Los sentidos con solas sus fuerzas pueden admirar la hermosura que se percibe por las vías sensitivas, y que se nos ofrece aquí abajo durante nuestra vida mortal, ora en los seres inanimados, ora -en los cuerpos animados, puesto que en ambos se exterioriza con bellos colores; y aun pue­den manifestarla y hacérsela participar a otros describién­dola por medio de la palabra, como si la presentasen pin­tada en un cuadro. Y es que la inteligencia no se siente en este caso incapaz para conocer la belleza del objeto que ha servido de ejemplar. Pero, en cambio, ¿cómo podrá la pa­labra humana poner ante los ojos aquello para cuya des­cripción no ha encontrado aún medio adecuado, o de lo que no puede declarar el color, ni la- figura, ni la magnitud, ni la perfección de la forma, ni otro algún detalle de este gé­nero? Porque ¿cómo habrá nadie que pretenda conocer, va­liéndose sólo de las cosas sensibles, lo que no puede verse ni tiene forma material, lo que es ajeno a toda medida y se halla muy lejos de todas aquellas cosas que se perciben me­diante los sentidos del cuerpo?

Aunque no por esto debemos desesperar de satisfacer nuestros deseos de tal conocimiento, por mucho que parezca superar nuestras inteligencias; sino, por el contrario, cuan­to más sublime sea el concepto que buscamos, tanto más debemos elevar nuestra mente y remontarnos juntamente con la grandeza de lo deseado, para no vernos privados por completo de la participación de dicho bien.
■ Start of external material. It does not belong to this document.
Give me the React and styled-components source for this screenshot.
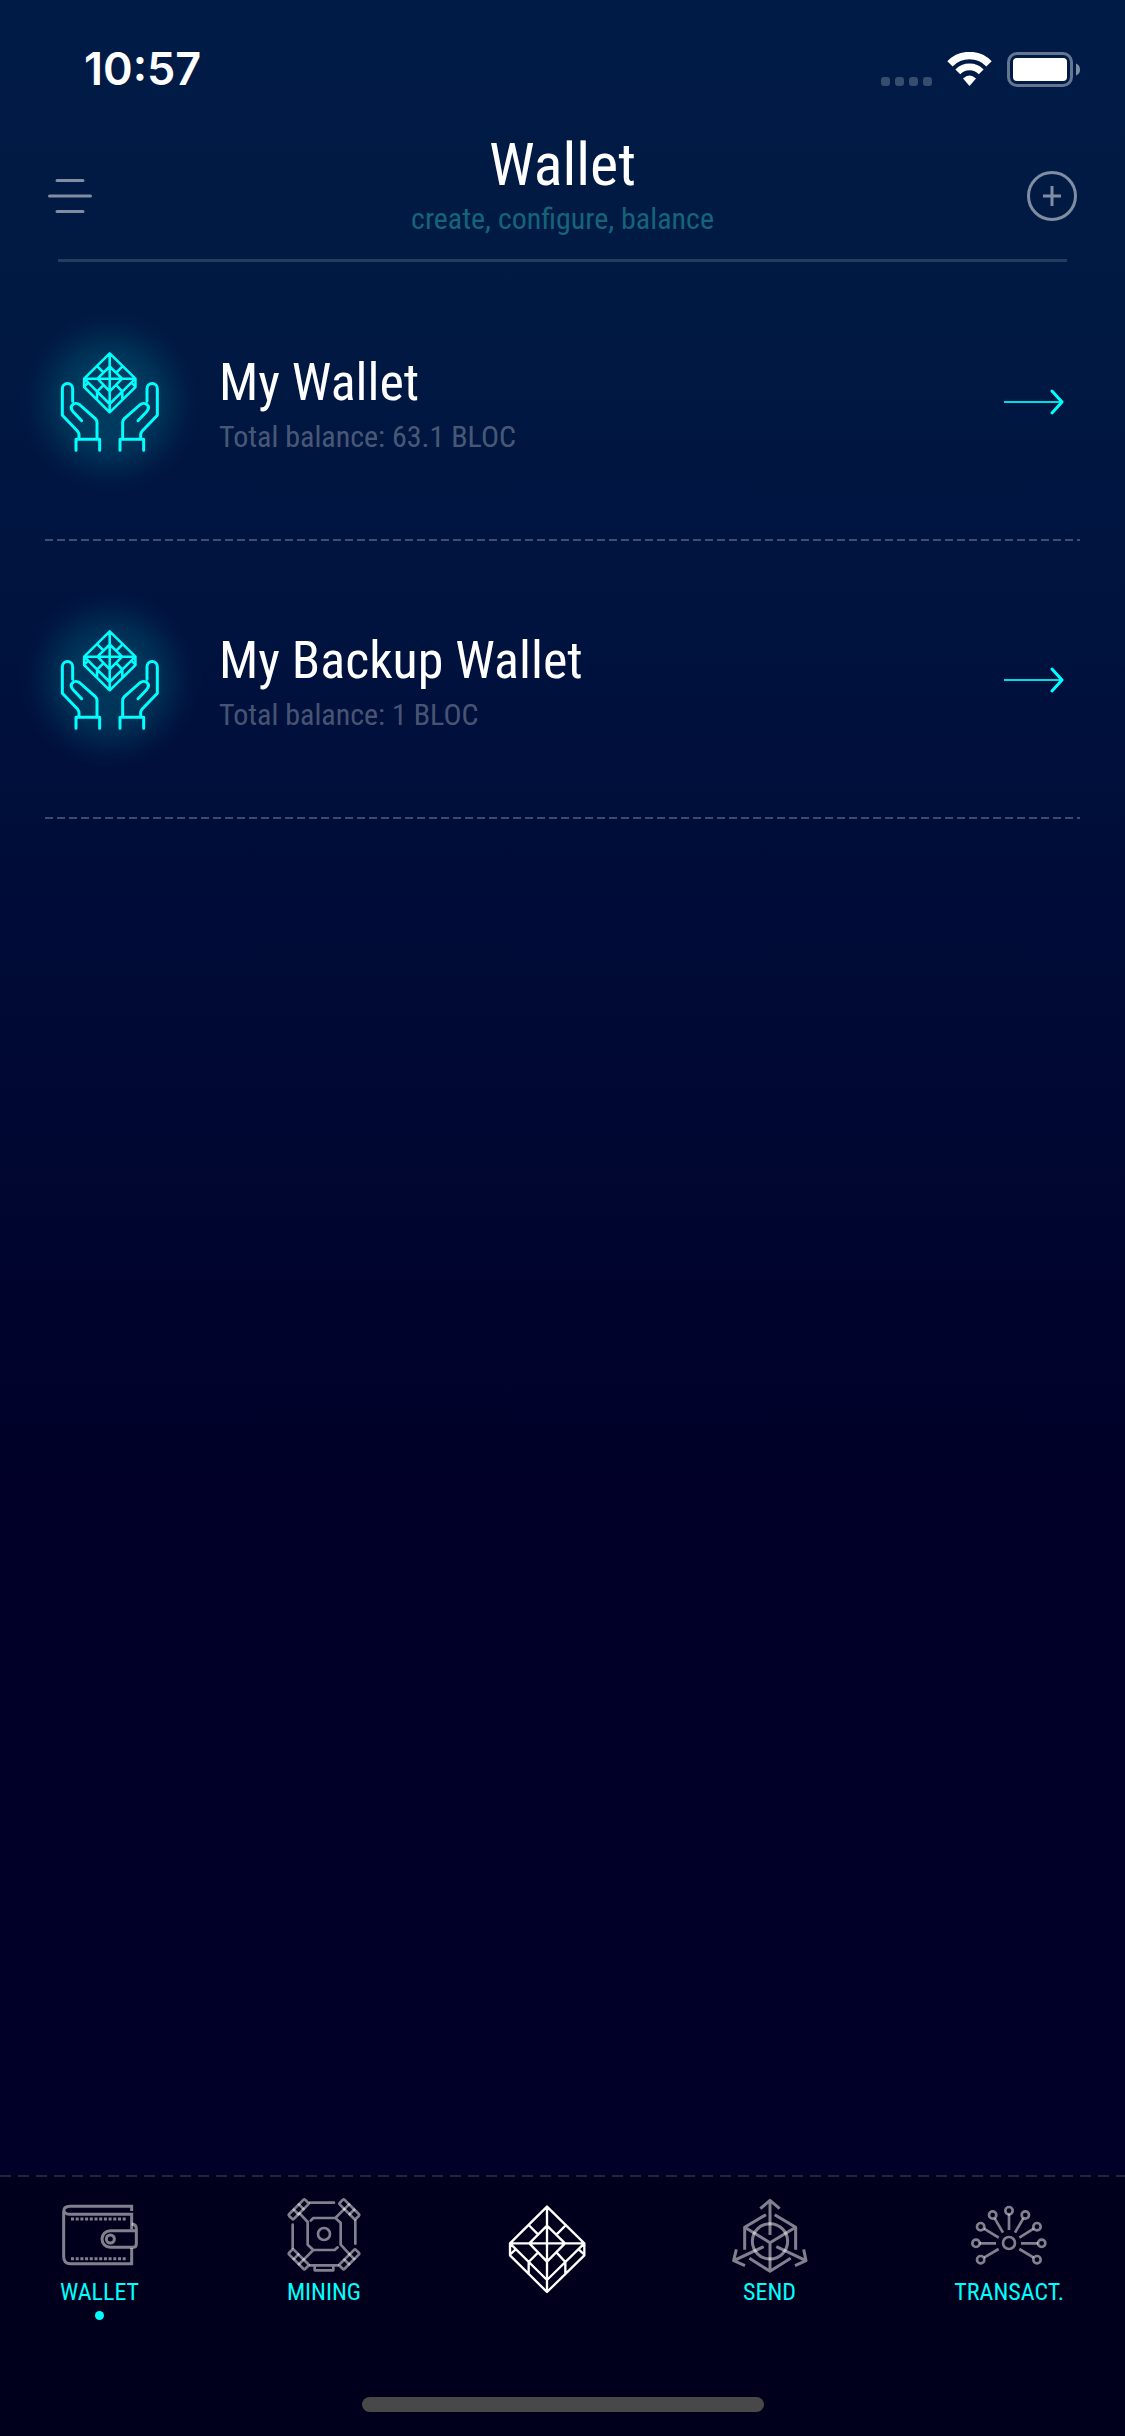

Existe peligro no pequeño de que, al afirmar la imposi­bilidad de nuestra inteligencia para alcanzar su compren­sión por ser demasiado sublime e inefable, perdamos com­pletamente su conocimiento. Es, por tanto, necesario, su­puesta nuestra debilidad, dirigir nuestra inteligencia de las cosas conocidas por los sentidos a las invisibles. Tal ha de ser nuestra contemplación.